Travis Long

No. 57
- Position: Linebacker

Personal information
- Born: July 24, 1991 (age 34) Spokane, Washington, U.S.
- Listed height: 6 ft 4 in (1.93 m)
- Listed weight: 255 lb (116 kg)

Career information
- College: Washington State
- NFL draft: 2013: undrafted

Career history
- Philadelphia Eagles (2013−2015);

Awards and highlights
- Second-team All-Pac-12 (2011);
- Stats at Pro Football Reference

= Travis Long =

American football player (born 1991)

Travis Marshall Long (born July 24, 1991) is an American former professional football player who was a linebacker for the Philadelphia Eagles of the National Football League (NFL). He played college football for the Washington State Cougars.

==Early life==
Long attended Gonzaga Prep High School in Spokane, Washington. He was selected to the All-Greater Spokane League Second Team in his sophomore season in high school. During high school, he was a Tacoma News Tribune Northwest Nugget honorable mention. He was selected to the Associated Press 4-A All-State First Team and was named to the Seattle Times All-State Team as a defensive lineman. He was named as the GSL Co-Defensive Player of the Year with his future Washington State Cougar teammate Chris Mastin.

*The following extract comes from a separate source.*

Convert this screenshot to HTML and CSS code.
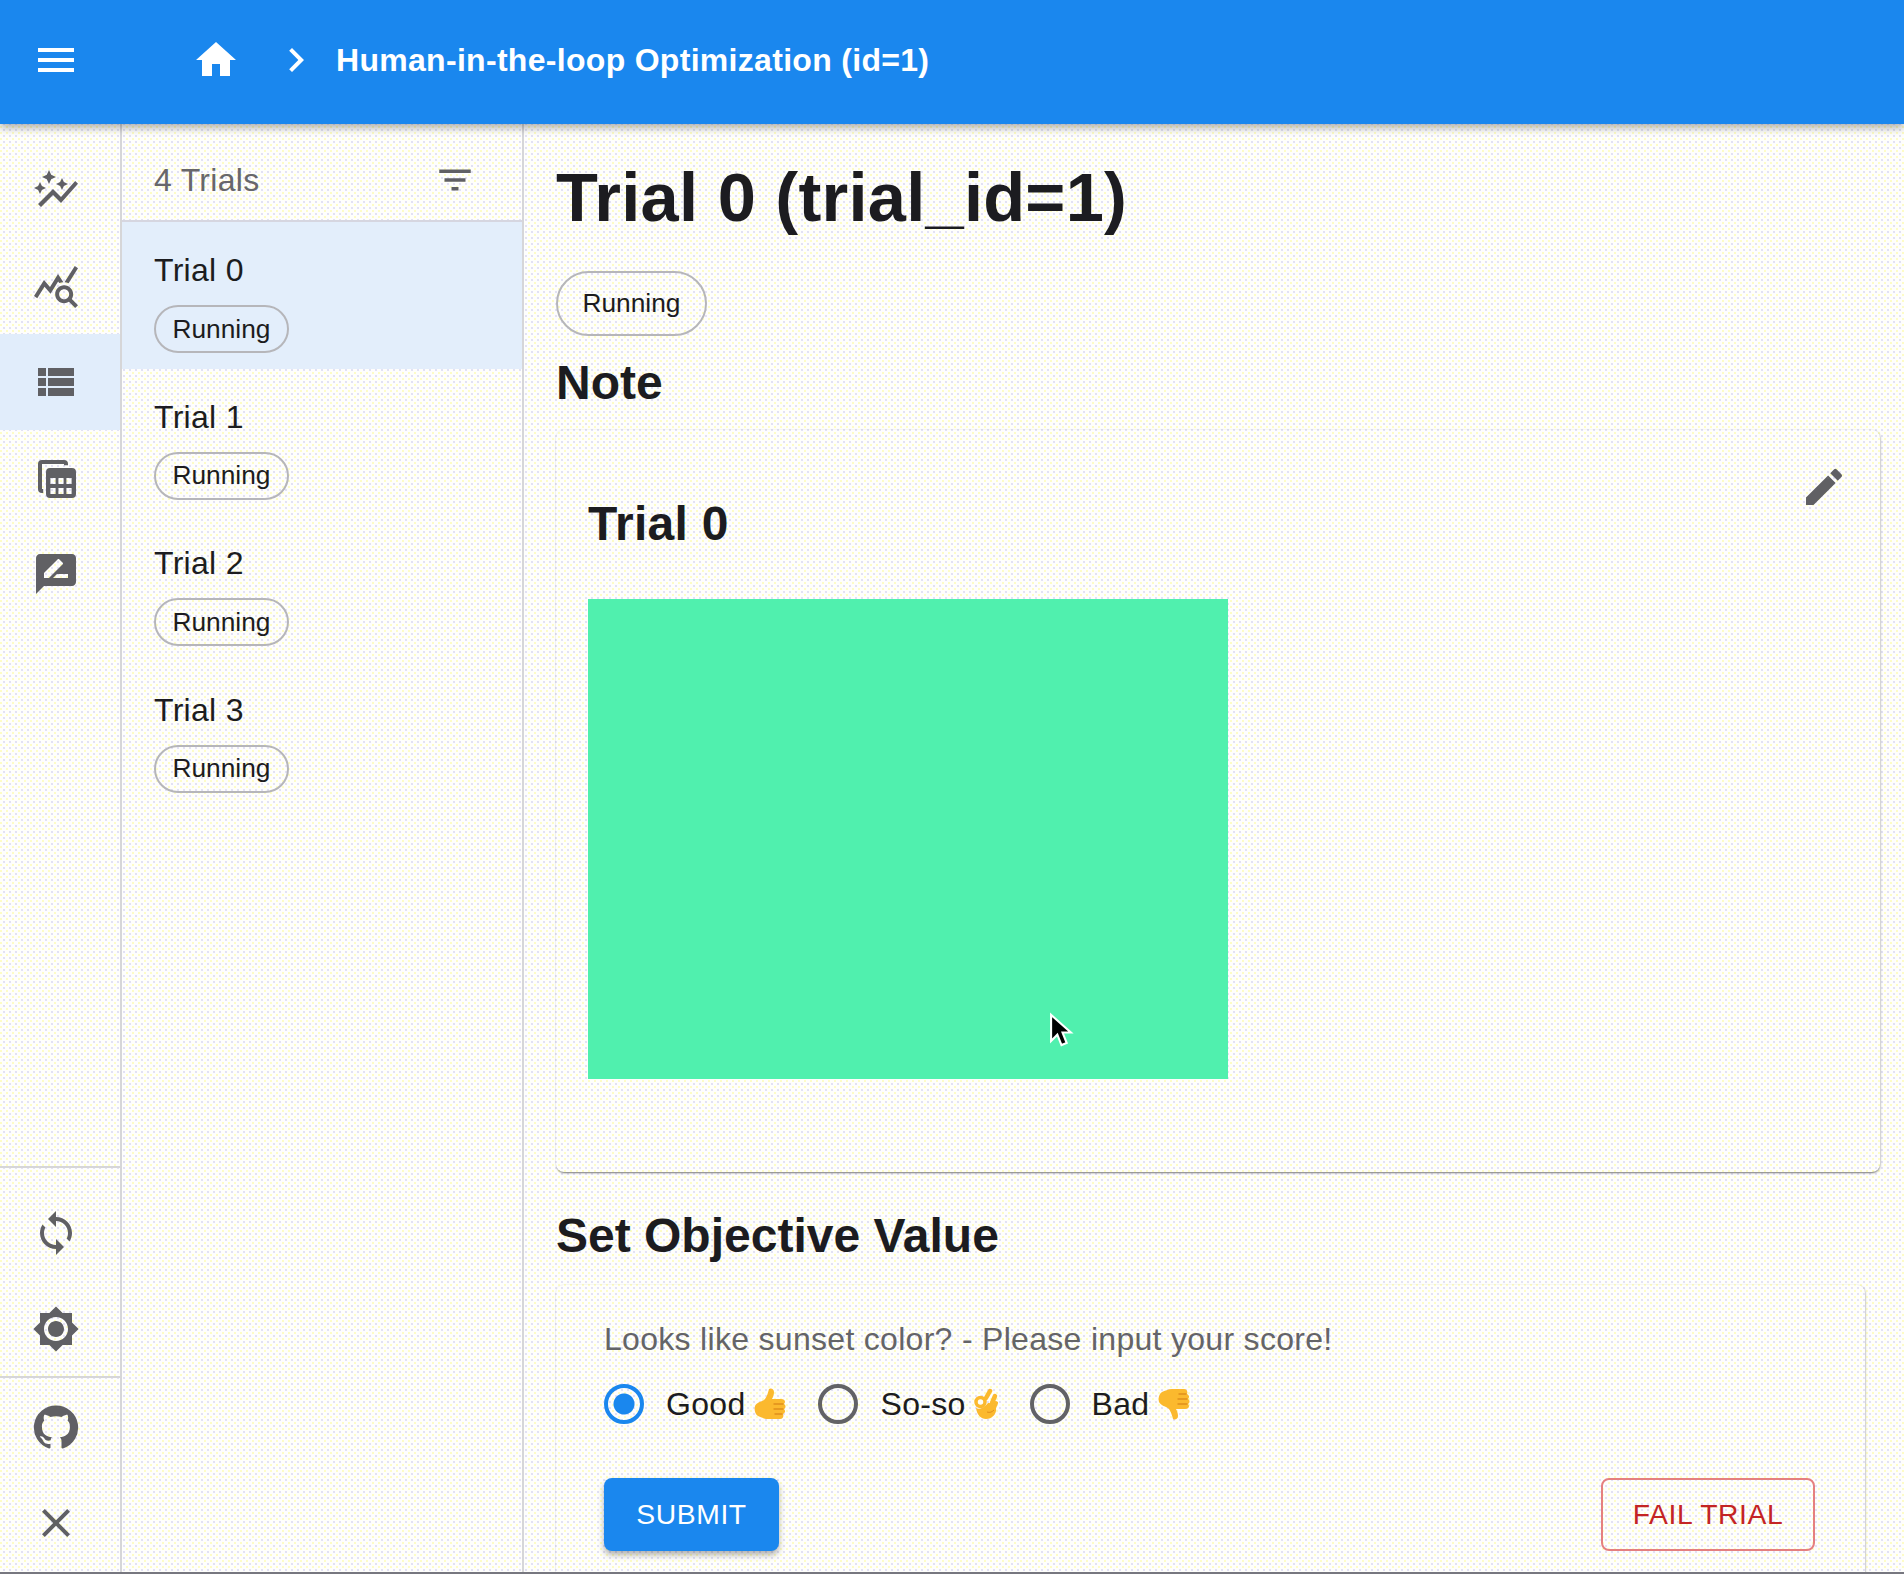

College recruiting information
| Name | Hometown | School | Height | Weight | 40^{‡} | Commit date |
| Travis Long Defensive end | Spokane, Washington | Gonzaga Prep | 6 ft 4 in (1.93 m) | 235 lb (107 kg) | 4.78 | Jan 6, 2009 |
Recruit ratings: Scout: Rivals:
Overall recruit ranking: Scout: 42 (TE) Rivals: NR (DE), NR (National), 13 (Washington)
‡ Refers to 40-yard dash; Note: In many cases, Scout, Rivals, 247Sports, On3, and ESPN may conflict in their listings of height, weight and 40 time.; In these cases, the average was taken. ESPN grades are on a 100-point scale.; Sources: "2009 Washington State Football Commitments". Rivals. Retrieved March 6, 2013.; "2009 Washington State Football Recruiting Commits". Scout. Retrieved March 6, 2013.; "Scout.com Team Recruiting Rankings". Scout. Retrieved March 6, 2013.; "2009 Team Ranking". Rivals.com. Retrieved March 6, 2013.;

==College career==
Long played college football at Washington State University. He was an honorable mention All-Pacific-10 Conference in his freshman and sophomore seasons. He was the recipient of the Leon Bender award during his sophomore season. He was selected to the Second-Team All-Pac-12 and Phil Steele's All-Pac-12 Conference second team in his junior season. He was named to the Pac-12 All-Academic Second Team
and also was named WSU's defensive MVP following his senior season. He was the recipient of the Laurie Niemi Award in his senior season. On November 26, 2012, he was named as an All-Pac-12 Conference honorable mention following the conclusion of his senior season. On December 19, 2012, he was selected as the inaugural 2012 Kathi Goertzen Coug of the Year. He finished college with a total of 201 tackles, 20.5 sacks, 11 pass deflections, 4 forced fumbles and one interception.

==Professional career==

Pre-draft measurables
| Height | Weight | Arm length | Hand span |
| 6 ft 3+3⁄4 in (1.92 m) | 243 lb (110 kg) | 32+5⁄8 in (0.83 m) | 8+3⁄4 in (0.22 m) |
All values from Pro Day

===Philadelphia Eagles===
Long signed with the Philadelphia Eagles as an undrafted free agent on July 29, 2013. On August 31, 2013, Long was cut. On September 1, 2013, Long was added to the Eagles' practice squad. On January 6, 2014, Long signed a reserve/future contract with the Eagles.

He tore his ACL in the fourth and final preseason game of the 2014 NFL season. He was placed on injured reserve on August 30, 2014.

Almost a year after his injury, Long tore the same ACL on August 3, 2015. He was placed on injured reserve and will miss his second straight season.

On July 27, 2016, Long was released.